What this task involves – Scan the following material for the string "components" and copy each line in which it appears.

Information supplied –
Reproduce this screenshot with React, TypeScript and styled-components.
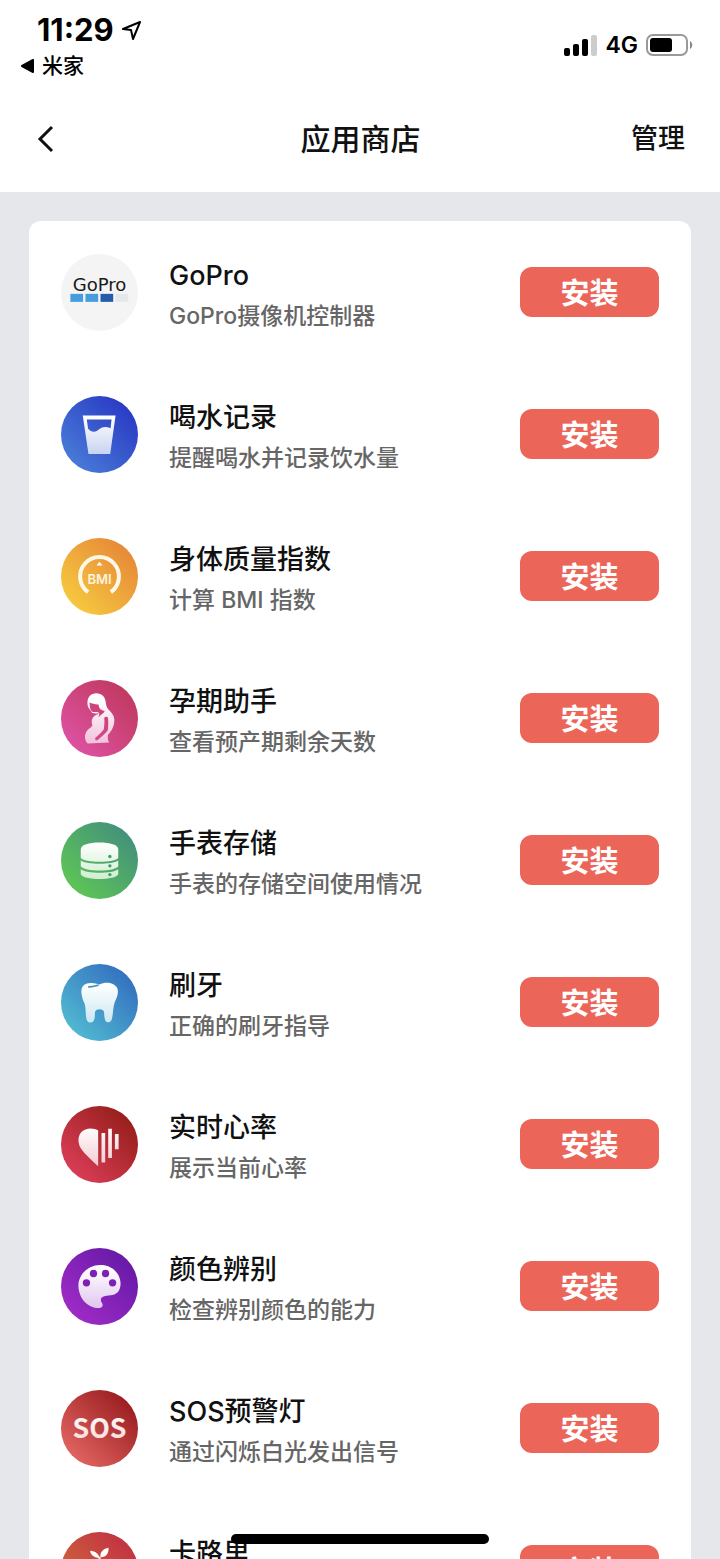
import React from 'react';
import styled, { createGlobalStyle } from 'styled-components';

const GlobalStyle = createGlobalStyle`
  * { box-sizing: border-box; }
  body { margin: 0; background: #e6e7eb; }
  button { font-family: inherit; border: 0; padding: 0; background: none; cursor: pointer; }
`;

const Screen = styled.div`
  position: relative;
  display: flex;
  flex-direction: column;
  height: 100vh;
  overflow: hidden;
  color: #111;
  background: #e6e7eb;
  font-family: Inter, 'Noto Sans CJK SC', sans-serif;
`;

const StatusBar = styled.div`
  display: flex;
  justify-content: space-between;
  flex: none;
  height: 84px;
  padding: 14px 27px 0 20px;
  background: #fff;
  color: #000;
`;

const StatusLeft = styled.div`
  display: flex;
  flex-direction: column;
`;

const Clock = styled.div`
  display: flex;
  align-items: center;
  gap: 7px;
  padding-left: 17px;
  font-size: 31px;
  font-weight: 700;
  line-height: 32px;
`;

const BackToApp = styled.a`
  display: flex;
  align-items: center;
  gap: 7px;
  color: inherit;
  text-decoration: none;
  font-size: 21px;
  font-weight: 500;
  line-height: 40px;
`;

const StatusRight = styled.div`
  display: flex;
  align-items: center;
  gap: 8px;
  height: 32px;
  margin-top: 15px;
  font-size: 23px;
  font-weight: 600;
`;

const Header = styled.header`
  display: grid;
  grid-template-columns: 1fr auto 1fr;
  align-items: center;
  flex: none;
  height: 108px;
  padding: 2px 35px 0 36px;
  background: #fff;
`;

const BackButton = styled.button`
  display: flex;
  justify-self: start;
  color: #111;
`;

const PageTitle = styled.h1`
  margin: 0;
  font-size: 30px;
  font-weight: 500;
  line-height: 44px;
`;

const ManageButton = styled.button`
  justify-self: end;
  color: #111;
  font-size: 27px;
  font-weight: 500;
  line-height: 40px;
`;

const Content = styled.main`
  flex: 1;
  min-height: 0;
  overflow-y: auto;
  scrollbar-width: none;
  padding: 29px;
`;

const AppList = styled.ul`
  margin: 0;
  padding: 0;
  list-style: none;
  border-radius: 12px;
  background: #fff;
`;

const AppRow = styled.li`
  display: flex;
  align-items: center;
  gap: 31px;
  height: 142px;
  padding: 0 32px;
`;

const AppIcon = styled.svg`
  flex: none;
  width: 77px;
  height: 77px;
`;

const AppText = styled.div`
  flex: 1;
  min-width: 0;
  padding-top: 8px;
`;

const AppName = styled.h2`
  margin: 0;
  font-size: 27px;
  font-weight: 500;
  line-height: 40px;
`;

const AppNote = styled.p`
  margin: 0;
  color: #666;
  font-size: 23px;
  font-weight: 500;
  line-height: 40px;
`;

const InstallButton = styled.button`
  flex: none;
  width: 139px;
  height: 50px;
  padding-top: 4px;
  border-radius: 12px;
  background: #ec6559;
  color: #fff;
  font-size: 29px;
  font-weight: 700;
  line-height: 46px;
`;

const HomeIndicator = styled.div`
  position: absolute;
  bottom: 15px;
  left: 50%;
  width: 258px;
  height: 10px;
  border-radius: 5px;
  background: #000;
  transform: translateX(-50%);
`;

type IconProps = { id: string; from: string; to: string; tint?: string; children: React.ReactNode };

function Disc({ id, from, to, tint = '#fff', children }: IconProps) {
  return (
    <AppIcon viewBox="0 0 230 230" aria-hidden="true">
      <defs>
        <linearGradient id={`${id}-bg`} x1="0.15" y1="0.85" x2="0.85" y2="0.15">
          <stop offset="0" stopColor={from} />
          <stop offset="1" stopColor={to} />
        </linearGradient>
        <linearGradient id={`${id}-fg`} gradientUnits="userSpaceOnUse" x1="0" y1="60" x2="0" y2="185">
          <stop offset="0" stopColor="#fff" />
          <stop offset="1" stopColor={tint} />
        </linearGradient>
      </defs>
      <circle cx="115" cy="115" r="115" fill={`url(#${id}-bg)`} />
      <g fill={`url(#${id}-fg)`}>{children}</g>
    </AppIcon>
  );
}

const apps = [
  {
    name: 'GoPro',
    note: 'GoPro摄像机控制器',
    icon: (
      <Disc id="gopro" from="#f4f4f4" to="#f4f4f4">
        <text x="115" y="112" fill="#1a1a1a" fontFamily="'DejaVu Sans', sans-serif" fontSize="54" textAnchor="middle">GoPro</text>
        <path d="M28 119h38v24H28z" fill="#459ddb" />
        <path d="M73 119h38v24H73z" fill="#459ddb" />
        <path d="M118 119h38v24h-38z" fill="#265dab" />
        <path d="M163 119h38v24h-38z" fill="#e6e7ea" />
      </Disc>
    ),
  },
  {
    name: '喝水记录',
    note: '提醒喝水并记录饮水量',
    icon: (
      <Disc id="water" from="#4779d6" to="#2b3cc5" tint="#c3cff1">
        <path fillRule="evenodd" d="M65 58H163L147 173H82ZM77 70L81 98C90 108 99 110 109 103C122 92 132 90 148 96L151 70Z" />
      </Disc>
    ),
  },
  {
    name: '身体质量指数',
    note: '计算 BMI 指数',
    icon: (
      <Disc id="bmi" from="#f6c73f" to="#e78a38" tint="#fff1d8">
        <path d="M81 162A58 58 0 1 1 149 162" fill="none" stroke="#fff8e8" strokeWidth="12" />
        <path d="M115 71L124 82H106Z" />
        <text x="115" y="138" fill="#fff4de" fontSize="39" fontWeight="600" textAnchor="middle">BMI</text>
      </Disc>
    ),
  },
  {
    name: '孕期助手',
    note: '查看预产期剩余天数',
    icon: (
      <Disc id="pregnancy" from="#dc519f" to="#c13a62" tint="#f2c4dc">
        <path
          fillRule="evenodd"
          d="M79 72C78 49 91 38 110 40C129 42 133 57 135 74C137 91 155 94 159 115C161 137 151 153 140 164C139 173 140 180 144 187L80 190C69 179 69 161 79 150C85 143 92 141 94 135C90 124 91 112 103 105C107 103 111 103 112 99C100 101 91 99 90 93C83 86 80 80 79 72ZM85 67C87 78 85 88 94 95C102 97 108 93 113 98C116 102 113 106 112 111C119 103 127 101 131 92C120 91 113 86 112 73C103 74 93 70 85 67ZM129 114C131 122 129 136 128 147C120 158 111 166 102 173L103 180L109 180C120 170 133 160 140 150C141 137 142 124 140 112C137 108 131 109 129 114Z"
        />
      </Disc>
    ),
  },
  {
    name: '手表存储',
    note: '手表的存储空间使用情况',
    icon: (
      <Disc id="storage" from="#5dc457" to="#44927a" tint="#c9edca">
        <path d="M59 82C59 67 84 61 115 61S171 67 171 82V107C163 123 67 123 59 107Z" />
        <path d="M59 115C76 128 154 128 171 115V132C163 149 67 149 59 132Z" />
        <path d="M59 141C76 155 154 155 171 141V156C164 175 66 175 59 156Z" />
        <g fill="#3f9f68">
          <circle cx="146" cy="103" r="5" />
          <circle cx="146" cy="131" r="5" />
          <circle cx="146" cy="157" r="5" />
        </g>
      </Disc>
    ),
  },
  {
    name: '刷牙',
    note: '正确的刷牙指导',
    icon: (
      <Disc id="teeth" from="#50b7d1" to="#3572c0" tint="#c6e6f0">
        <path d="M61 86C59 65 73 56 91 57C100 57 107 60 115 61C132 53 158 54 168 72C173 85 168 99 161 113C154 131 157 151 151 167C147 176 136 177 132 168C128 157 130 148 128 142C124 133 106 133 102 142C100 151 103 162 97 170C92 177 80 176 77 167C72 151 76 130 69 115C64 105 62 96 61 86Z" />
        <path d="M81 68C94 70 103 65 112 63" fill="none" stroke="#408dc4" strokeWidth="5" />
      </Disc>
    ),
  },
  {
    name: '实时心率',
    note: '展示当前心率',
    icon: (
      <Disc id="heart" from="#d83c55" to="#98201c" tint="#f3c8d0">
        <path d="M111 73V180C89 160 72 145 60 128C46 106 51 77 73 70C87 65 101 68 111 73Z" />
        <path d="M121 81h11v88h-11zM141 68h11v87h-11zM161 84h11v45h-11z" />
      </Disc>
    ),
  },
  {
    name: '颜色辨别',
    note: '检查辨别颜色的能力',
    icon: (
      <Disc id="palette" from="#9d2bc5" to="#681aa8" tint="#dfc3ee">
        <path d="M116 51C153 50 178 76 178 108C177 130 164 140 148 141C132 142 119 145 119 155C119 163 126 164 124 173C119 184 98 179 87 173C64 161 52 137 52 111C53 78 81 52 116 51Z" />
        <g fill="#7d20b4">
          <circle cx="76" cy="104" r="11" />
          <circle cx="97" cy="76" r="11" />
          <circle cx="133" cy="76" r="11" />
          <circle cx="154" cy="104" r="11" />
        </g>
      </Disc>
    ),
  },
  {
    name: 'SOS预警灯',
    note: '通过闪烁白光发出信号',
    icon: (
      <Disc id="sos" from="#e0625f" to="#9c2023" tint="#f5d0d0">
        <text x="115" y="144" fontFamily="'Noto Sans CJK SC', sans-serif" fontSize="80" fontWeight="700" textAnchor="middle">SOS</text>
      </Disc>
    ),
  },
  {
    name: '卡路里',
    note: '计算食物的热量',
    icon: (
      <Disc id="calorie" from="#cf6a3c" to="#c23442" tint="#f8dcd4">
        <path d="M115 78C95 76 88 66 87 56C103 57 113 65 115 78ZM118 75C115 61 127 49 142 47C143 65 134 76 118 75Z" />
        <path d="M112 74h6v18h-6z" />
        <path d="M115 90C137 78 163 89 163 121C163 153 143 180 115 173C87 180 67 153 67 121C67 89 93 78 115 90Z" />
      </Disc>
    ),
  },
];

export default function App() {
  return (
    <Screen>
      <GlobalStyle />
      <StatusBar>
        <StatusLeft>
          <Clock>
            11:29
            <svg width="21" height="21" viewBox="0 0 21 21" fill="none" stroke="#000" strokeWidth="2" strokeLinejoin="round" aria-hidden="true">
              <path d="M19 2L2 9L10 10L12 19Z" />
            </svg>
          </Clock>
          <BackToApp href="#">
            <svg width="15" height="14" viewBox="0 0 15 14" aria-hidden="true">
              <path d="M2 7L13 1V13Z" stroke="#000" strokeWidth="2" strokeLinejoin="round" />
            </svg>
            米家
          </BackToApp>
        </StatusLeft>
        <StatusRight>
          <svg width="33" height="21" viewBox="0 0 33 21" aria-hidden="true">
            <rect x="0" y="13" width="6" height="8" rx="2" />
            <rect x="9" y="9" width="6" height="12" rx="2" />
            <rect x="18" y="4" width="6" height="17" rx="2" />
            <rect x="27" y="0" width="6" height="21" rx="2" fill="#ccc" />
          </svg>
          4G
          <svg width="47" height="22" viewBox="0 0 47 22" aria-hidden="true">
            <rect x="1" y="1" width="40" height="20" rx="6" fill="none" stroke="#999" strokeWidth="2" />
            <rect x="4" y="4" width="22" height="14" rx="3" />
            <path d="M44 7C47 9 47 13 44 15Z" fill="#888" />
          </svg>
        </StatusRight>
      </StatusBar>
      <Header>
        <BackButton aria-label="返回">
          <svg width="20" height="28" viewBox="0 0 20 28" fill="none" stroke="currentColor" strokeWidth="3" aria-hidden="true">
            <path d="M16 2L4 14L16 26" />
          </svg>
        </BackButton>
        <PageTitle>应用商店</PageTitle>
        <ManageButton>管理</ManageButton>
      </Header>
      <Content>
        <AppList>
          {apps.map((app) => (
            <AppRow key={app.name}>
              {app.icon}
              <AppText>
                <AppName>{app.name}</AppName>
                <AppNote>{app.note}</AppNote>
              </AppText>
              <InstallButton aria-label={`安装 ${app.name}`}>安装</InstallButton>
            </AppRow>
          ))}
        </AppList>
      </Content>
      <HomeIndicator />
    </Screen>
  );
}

Exercise response –
Reproduce this screenshot with React, TypeScript and styled-components.
import styled, { createGlobalStyle } from 'styled-components';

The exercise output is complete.